Приехали, оглядели место. Красивое место, подходящее. Есть где сарайки поставить, к воде спуск отличный, в общем – самое оно.

Егорушка сметливый малый, услужливый – и колышки воткнул и веревочки натянул. В общем – приходи, кума, любоваться. И Иван Валерианович вынул из сумки фельдшерской трофейную австрийскую флягу, булькнул ею в воздухе и приглашающе мотнул головой.

Егорушка оживился при виде фляги, засуетился. Облизнулся плотоядно, глядя алчуще. Алексеев, не торопясь, со вкусом, разложил на своей сумке, ставшей вмиг скатертью-самобранкой, два кусочка хлеба, выставил Румянцеву мензурку, себе колпачок отвинтил от фляги и каждому уверенной рукой налил «по три булька».

– А ему? – показал бровями на матроса Егорушка, а нос его непроизвольно нюхал жадно аромат в воздухе.

– А молод еще. Пусть пока так походит. Давай, за знакомство!

Выпили, закусили, как полагается после первой воздухом, улыбнулись друг другу с уважением.

– Есть у меня к тебе дело, Егорушка. Вижу я, что ты не так прост, как выставляешься. И умен ты, без всяких сомнений…

– Кто пьян да умен – два угодья в нем! – хвастливо ответил Румянцев.

– Вот! И потому нужна мне твоя помощь. Надо нам эту работу исполнить как можно лучше. А публика у нас собралась, да ты и сам видишь, – пригорюнился Иван Валерьянович.

– Это да, шаромыжники и прохиндеи, – согласился Егорушка, влажно поглядывая на флягу. Старый фельдшер угощал не абы чем, а медицинским спиртом, чуточку, по уму разбавленным дистиллированной водой с добавками для вкуса и аромата – чуточку сахара, чуточку лимонной кислоты и еще всякого нужного. Царская получалась амброзия.

– Вот! И есть у меня опасение, что испортят эти дегенераты нам всю обедню. А этого допустить никак нельзя. Потому к тебе как человеку умному и обращаюсь. Да ты не спорь, я же знаю, что говорю. Военно-врачебную комиссию вокруг пальца обвести может только очень умный человек!

Егорушка нехорошо поглядел, метнул взгляд на матроса Ванюшу.

– Да я никому не скажу, что ты самострел. Особенно – если ты мне поможешь работу выполнить, чтоб те оглоеды нам не помешали, – спокойно и миролюбиво произнес старый фельдшер. Правда при этом и у него глазки сталью блеснули.

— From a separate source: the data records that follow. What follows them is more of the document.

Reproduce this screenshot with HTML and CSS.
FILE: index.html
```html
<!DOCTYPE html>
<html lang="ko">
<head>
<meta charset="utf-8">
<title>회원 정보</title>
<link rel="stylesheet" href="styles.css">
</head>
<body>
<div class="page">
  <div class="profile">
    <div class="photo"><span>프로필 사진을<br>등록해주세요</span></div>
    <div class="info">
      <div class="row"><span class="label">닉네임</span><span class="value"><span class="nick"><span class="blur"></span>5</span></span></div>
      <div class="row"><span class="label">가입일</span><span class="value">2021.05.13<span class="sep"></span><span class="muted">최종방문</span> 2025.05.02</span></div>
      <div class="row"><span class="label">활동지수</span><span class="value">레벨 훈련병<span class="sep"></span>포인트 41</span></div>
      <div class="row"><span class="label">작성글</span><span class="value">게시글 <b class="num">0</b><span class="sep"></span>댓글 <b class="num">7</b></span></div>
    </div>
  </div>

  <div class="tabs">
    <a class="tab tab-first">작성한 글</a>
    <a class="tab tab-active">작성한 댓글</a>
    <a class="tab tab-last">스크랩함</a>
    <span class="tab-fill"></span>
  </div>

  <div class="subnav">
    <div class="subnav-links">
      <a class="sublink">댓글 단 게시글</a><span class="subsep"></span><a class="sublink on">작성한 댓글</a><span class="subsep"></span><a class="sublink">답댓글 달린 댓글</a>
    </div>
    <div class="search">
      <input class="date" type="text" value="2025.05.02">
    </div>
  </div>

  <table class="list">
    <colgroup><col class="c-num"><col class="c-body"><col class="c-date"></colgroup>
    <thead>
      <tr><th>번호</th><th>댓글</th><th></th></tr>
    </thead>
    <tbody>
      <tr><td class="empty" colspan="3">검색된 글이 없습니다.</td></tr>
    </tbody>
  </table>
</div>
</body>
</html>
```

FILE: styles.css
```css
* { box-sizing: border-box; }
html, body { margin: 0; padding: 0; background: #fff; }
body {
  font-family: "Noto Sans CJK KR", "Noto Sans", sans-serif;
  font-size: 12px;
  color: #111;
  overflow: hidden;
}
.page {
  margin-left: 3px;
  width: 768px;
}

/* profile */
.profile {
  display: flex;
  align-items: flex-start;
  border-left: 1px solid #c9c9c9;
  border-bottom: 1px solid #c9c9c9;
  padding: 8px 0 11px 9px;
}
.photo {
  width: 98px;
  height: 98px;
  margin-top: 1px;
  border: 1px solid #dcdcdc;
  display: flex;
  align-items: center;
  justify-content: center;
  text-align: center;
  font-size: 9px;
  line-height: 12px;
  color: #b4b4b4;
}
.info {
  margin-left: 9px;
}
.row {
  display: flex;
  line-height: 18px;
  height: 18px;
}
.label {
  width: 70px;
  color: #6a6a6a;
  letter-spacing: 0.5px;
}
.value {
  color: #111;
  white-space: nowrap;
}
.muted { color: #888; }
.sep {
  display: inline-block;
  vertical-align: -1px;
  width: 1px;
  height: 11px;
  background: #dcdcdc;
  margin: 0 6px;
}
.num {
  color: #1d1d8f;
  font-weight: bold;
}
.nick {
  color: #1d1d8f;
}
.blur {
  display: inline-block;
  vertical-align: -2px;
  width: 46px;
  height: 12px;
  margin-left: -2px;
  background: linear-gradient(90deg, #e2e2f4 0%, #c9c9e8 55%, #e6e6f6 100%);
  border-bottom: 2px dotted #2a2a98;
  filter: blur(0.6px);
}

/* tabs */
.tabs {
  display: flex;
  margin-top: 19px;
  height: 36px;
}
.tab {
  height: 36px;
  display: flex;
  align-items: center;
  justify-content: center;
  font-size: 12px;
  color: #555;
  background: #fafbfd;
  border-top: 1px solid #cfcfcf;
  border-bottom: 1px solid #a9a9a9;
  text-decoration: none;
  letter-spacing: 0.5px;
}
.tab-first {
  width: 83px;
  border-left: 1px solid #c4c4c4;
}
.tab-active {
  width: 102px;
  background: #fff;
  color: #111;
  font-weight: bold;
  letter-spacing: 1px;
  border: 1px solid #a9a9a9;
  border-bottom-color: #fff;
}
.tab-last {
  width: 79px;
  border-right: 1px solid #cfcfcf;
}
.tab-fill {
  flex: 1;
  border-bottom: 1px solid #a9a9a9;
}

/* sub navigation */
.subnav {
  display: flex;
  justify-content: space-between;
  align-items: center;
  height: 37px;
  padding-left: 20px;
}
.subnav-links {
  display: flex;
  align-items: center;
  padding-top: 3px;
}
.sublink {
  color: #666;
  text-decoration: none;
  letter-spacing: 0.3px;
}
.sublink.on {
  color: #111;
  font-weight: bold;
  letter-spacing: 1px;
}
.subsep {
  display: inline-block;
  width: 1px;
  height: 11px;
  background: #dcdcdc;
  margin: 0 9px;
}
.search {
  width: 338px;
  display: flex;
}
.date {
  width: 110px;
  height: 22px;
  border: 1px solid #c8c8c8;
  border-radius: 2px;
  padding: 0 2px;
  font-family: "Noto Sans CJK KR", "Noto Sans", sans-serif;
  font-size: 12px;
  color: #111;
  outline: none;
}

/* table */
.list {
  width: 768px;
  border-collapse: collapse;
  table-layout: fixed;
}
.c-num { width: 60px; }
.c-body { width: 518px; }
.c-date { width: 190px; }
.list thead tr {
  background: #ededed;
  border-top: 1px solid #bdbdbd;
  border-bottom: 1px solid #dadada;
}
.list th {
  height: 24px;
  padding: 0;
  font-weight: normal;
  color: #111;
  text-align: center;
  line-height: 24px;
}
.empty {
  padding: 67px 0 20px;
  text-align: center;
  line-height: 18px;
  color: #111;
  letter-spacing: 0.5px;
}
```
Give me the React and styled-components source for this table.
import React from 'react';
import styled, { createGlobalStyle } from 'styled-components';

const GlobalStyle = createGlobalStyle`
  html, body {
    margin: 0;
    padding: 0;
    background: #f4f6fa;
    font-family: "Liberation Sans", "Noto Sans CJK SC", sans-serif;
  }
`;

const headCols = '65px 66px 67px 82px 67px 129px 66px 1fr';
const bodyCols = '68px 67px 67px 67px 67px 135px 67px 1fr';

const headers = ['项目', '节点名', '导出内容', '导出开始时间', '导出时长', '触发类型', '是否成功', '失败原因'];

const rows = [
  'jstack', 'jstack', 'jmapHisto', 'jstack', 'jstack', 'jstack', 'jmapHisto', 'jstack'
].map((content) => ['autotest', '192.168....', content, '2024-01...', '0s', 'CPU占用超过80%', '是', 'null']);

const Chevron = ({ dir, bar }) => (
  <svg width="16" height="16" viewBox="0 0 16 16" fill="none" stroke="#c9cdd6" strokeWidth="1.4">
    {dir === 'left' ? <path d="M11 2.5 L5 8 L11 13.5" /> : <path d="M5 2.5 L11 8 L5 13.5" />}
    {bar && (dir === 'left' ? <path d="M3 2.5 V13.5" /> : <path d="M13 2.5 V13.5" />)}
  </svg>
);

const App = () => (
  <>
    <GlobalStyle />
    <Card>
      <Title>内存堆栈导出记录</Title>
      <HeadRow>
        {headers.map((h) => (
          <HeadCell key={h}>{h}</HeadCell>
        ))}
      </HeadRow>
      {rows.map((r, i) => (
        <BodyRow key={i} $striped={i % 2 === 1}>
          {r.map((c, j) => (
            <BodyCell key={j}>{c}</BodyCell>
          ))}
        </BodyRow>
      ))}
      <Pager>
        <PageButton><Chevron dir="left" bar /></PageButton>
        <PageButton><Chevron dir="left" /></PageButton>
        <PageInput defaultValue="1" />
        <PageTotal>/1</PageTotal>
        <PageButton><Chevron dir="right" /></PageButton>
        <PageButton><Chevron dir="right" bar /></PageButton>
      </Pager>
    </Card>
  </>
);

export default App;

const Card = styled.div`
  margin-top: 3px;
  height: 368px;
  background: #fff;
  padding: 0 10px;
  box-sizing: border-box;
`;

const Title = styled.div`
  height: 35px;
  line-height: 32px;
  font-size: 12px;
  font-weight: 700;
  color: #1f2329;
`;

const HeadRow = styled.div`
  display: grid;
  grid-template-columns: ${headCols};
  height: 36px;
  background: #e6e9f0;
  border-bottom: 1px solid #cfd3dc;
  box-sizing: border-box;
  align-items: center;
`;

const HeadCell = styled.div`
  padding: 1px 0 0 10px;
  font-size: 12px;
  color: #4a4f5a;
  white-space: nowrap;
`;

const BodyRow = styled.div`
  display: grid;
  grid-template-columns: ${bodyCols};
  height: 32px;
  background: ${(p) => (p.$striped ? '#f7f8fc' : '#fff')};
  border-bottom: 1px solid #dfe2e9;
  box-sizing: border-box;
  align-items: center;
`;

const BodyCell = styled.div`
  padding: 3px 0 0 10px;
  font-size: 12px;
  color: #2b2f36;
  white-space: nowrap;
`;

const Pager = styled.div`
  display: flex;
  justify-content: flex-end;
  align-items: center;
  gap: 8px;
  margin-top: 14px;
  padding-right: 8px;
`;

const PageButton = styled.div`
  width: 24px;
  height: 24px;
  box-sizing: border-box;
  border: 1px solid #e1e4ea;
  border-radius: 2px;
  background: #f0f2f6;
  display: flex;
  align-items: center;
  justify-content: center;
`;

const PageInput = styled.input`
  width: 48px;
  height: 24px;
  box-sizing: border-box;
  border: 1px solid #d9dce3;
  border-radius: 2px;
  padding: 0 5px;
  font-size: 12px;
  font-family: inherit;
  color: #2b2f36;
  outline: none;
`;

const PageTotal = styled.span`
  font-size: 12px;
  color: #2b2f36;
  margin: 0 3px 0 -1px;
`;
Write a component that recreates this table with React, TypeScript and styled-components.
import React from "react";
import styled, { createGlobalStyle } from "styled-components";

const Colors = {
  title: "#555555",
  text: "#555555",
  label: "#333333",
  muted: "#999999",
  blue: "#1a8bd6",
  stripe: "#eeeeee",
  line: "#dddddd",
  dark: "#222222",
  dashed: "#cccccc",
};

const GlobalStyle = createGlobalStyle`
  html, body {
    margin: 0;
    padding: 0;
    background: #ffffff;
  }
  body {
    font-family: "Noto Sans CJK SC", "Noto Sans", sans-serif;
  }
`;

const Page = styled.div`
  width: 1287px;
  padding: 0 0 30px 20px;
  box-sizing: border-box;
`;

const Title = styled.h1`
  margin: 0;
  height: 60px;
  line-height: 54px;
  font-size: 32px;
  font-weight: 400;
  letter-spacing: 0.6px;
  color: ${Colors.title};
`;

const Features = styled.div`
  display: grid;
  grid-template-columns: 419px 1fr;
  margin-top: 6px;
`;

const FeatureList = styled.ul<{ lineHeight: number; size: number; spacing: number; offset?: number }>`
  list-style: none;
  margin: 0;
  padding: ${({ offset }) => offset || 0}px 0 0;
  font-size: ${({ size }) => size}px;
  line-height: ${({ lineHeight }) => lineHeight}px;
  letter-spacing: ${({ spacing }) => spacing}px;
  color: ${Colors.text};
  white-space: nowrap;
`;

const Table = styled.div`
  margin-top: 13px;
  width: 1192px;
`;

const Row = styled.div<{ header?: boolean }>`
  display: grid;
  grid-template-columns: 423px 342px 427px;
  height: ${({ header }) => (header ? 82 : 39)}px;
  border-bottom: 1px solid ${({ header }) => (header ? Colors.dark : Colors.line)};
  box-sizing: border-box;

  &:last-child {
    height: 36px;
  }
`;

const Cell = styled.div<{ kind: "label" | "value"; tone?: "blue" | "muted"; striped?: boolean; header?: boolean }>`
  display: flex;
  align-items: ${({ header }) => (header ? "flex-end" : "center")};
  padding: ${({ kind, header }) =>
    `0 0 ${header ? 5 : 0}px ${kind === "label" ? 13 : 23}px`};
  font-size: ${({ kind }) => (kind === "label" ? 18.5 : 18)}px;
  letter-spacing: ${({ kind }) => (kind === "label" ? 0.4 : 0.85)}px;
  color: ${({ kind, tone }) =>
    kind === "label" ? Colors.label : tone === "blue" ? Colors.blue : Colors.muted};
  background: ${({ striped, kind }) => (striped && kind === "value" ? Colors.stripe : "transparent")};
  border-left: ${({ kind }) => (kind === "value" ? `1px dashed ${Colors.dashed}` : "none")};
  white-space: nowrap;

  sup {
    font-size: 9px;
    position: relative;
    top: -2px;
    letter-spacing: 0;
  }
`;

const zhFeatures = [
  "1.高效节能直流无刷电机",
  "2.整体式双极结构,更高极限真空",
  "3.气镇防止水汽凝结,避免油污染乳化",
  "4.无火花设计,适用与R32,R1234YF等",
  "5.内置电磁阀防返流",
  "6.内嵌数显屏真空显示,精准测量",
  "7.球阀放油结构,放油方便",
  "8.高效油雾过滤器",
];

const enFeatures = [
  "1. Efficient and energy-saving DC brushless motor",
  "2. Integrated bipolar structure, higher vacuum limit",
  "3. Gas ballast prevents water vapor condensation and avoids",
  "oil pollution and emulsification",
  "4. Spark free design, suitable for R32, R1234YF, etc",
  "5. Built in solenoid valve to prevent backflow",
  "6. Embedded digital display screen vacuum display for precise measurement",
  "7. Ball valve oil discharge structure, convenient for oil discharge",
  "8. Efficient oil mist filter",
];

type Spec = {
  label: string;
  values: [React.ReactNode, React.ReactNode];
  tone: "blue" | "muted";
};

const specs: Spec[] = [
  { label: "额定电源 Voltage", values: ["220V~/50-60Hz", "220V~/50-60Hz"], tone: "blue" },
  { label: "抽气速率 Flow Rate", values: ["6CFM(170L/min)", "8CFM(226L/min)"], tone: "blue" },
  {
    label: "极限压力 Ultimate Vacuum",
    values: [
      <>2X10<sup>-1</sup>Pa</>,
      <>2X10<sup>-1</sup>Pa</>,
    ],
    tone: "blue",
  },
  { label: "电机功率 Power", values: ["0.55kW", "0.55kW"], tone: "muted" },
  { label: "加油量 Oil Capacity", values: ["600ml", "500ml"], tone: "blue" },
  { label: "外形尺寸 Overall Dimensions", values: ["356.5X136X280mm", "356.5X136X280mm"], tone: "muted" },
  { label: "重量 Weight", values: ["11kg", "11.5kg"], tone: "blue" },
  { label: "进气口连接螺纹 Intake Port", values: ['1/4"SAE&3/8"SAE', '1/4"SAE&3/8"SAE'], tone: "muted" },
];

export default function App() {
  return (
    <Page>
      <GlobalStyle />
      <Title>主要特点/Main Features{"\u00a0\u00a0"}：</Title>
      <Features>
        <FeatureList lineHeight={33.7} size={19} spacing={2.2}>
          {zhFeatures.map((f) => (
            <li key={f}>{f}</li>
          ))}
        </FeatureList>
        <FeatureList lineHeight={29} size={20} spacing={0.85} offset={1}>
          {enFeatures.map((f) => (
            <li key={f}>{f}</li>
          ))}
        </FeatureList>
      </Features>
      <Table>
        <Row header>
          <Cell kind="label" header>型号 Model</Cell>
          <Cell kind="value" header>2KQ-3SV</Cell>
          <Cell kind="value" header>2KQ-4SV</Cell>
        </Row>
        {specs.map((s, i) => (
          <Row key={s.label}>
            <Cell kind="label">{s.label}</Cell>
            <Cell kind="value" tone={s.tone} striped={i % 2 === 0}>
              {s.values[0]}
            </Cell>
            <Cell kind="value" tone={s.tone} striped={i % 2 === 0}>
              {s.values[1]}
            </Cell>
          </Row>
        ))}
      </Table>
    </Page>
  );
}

Минутку помолчали, фельдшер по-доброму улыбнулся, словно Дед Мороз, стукнул колпачком по мензурке:

– Будь здоров, Егорушка! И не сомневайся, слово мое – кремень. Что сказал – то держу. Будешь помогать создать коллекцию краниологическую – не прогадаешь. Начнешь меня дурить – даже и думать не хочу, что могу в тебе так ошибиться. Ну что – по рукам?

– По рукам, – кивнул головой Румянцев. Церемонно пожал куцепалую ладонь фельдшера. Выпили, аккуратно отломили по кусочку душистого ржаного хлеба, чуть присыпанного крупной солью, так же чинно закусили.

– А с чего это ты, Иван Валерьяныч, решил вдруг, что я де самострел? – не удержался ротный шутник.

– Ну хорошо, будь по-твоему, милчеловек, это можно и иначе назвать. Только хрен редьки не толще. Опыт – его, заразу, не пропьешь. А я на войнах больше был, чем у меня пальцев на руках. Ранений пулевых навидался. Так вот у тебя ранение необычное, на что эти юнцы из ВВК внимания не обратили. Ты ведь, хитрован, в окопе на голову встал, а ногу выставил, так? Вполне честное пулевое ранение. Только вот подставился ты сам, а не подстрелили тебя. Я такое всего пять раз видал, другие-то, дурачье, ладошки левые высовывают, таких пентюхов много – и ВВК их тут же стрижет и бреет. Потому и толкую: человек ты умный, риску не боишься, потому и говорить с тобой стал. Ну как, первая колом, вторая соколом, пора и третьей, мелкой пташечкой?